Perspektywy dyplomatyczne
Mimo wojowniczej retoryki, Abiy Ahmed zapewnił parlamentarzystów, że odnowiony konflikt nie jest jego zamiarem. „Nie mamy zamiaru prowadzić wojny z Erytreą, raczej mocno wierzymy, że kwestię można rozwiązać pokojowo" - powiedział podczas wystąpienia w parlamencie.
Premier dodał, że już omawiał swoje pragnienie etiopskiego portu ze Stanami Zjednoczonymi, Rosją, Chinami, Unią Afrykańską i Unią Europejską.
Reakcja Erytrei
Erytrea zdecydowanie odrzuca etiopskie roszczenia. W oficjalnym komunikacie władze w Asmarze określiły etiopskie działania jako „fałszywą farsę" i oskarżyły rząd Abiya o stosowanie „fałszywych pretekstów do usprawiedliwienia wojny".
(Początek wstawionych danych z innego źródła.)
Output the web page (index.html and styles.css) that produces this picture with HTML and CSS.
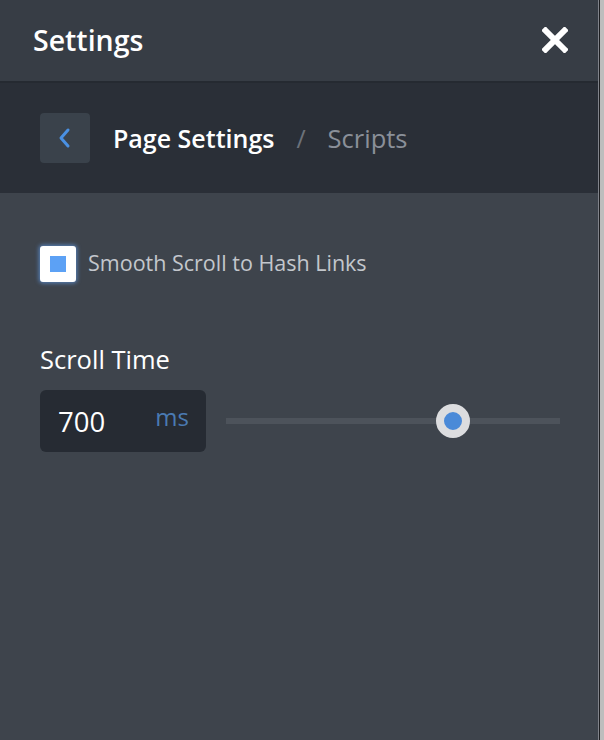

Erytrejscy urzędnicy podkreślają, że kwestionowanie legitymności niepodległości Erytrei stanowi „niewybaczalny akt politycznego bluźnierstwa". Kraj ten uzyskał niepodległość po dziesięcioleciach walki, w której zginęło ponad 60 tysięcy bojowników o wolność.
Regionalne implikacje
Eksperci wskazują, że Unia Afrykańska byłaby właściwym miejscem do rozwiązania konfliktu, ale organizacja ta „zawsze miała chroniczny problem z rozwiązywaniem konfliktów w Afryce".
Sytuacja jest dodatkowo skomplikowana przez fakt, że Etiopia wykorzystuje obecnie porty Dżibuti do większości swojego handlu międzynarodowego, co czyni ją uzależnioną od tego małego sąsiada.
Napięcia między Etiopią a Erytreą mogą mieć daleko idące konsekwencje dla stabilności całego regionu Rogu Afryki, który już teraz zmaga się z licznymi konfliktami i kryzysami humanitarnymi.